__EXERCISE INSTRUCTIONS__
Locate each line containing the string "table" and copy it out.
————
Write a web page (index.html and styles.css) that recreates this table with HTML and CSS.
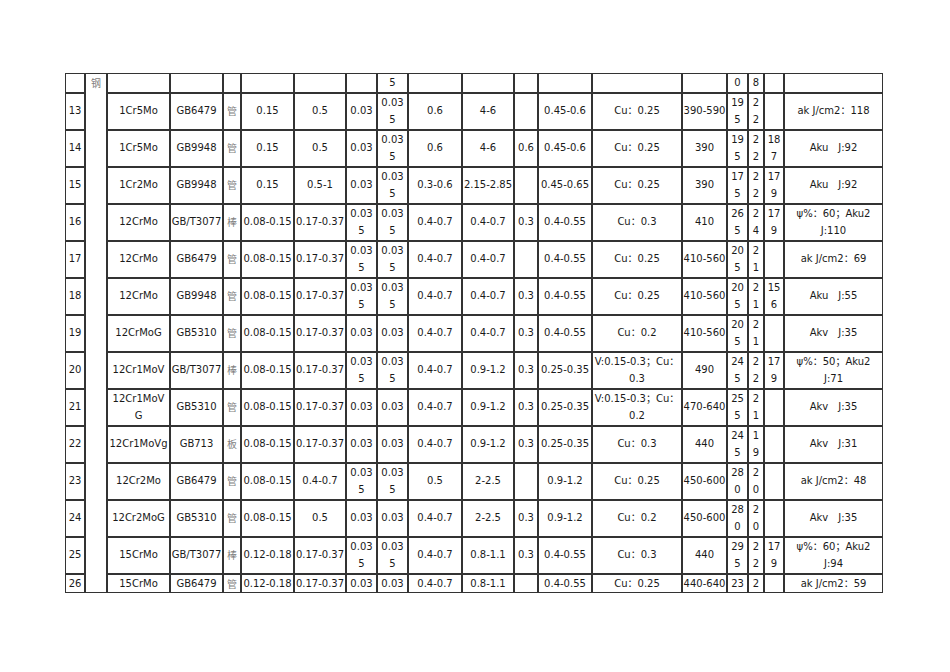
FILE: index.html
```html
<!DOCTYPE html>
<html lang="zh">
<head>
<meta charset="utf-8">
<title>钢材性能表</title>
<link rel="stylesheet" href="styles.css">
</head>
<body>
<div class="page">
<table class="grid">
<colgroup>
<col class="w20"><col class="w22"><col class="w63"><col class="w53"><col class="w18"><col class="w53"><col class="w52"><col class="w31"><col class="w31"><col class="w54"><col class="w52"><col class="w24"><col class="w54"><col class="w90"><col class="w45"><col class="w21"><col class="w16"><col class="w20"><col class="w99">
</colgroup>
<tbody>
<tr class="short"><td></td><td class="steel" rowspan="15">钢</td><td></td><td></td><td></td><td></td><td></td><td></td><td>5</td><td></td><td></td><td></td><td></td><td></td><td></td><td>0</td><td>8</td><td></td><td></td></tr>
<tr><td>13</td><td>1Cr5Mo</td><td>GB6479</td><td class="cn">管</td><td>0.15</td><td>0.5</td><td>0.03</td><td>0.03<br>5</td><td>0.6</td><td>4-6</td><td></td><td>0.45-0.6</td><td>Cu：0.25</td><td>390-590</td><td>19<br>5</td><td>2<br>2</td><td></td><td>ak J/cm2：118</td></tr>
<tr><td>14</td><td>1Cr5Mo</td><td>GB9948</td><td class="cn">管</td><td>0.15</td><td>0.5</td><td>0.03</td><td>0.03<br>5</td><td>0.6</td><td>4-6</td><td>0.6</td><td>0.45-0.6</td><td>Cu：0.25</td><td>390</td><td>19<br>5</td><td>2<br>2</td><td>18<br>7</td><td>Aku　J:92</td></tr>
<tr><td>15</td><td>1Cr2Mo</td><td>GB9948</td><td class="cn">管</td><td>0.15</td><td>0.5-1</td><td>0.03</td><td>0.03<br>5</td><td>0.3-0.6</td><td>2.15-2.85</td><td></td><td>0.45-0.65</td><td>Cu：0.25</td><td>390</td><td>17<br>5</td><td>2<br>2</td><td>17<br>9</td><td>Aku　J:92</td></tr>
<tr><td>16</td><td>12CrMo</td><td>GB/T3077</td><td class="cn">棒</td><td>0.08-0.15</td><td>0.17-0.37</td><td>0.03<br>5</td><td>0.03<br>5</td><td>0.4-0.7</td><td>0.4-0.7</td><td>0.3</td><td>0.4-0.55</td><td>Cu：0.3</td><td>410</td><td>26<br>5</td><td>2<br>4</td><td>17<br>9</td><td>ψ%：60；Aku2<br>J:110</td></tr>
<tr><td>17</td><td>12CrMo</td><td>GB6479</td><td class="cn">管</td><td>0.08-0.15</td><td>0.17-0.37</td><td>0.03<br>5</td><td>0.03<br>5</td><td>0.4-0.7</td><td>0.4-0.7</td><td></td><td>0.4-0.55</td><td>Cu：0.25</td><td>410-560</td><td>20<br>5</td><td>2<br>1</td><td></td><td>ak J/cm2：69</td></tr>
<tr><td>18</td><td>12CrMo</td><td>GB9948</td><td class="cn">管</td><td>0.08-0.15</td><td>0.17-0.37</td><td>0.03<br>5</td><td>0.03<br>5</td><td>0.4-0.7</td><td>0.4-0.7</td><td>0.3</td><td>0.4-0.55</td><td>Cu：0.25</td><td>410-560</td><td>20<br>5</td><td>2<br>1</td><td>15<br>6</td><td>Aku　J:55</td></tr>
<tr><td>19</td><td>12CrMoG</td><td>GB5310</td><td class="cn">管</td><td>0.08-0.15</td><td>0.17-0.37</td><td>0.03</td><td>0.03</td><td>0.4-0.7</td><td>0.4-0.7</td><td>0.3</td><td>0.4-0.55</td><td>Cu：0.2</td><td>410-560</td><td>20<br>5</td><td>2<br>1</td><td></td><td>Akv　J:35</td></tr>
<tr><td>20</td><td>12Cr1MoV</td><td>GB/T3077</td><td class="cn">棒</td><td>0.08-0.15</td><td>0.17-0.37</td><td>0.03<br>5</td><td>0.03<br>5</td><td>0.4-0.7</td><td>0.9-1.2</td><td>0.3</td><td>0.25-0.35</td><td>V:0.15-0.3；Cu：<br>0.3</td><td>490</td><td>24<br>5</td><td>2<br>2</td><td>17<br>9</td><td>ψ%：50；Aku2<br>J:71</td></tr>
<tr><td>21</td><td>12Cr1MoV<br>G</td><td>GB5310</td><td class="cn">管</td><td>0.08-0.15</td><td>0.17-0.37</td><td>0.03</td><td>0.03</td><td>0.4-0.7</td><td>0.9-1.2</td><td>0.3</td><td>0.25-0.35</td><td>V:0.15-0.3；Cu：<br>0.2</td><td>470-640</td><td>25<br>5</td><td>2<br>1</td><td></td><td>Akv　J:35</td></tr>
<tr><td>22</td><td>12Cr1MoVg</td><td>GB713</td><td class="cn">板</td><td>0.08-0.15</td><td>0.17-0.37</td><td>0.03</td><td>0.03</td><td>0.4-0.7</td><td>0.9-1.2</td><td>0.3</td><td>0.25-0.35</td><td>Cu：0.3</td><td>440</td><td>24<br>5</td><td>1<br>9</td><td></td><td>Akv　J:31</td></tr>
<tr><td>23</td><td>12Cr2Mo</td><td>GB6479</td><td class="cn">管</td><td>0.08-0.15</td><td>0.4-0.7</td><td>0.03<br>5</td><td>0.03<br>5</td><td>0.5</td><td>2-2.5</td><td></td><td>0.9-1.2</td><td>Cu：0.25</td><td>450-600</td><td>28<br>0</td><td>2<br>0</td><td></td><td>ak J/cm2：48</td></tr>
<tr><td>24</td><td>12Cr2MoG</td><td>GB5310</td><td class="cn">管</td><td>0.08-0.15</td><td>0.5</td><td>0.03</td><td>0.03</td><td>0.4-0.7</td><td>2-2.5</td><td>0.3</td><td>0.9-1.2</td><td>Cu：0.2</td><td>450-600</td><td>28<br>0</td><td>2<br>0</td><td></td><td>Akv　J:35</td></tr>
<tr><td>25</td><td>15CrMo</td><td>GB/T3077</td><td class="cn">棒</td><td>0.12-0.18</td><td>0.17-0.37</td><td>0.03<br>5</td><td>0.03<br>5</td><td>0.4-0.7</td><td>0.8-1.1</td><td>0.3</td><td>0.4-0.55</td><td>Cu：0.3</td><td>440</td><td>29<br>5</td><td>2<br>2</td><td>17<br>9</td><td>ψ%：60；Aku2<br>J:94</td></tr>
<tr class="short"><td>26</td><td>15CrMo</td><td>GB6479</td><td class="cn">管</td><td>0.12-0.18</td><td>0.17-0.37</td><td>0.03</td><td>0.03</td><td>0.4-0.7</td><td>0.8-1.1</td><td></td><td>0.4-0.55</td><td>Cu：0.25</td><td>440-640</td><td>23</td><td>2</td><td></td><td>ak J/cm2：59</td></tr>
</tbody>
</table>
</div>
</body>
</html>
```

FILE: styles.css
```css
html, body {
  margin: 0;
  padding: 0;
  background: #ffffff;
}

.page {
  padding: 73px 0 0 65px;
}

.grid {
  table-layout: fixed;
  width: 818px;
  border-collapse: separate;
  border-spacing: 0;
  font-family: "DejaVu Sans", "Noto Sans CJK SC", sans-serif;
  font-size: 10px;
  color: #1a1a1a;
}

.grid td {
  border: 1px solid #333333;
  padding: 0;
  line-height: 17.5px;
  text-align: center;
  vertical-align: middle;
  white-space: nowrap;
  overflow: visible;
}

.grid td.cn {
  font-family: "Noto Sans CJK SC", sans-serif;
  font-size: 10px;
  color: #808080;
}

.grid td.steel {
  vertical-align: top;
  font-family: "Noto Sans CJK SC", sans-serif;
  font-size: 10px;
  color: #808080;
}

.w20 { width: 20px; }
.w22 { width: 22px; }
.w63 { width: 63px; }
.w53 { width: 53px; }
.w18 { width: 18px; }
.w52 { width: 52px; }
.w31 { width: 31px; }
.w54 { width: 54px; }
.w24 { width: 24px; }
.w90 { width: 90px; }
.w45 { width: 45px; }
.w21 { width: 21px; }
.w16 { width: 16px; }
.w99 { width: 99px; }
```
————
__WRITTEN ANSWER__
Write a web page (index.html and styles.css) that recreates this table with HTML and CSS.
<table class="grid">
</table>
  table-layout: fixed;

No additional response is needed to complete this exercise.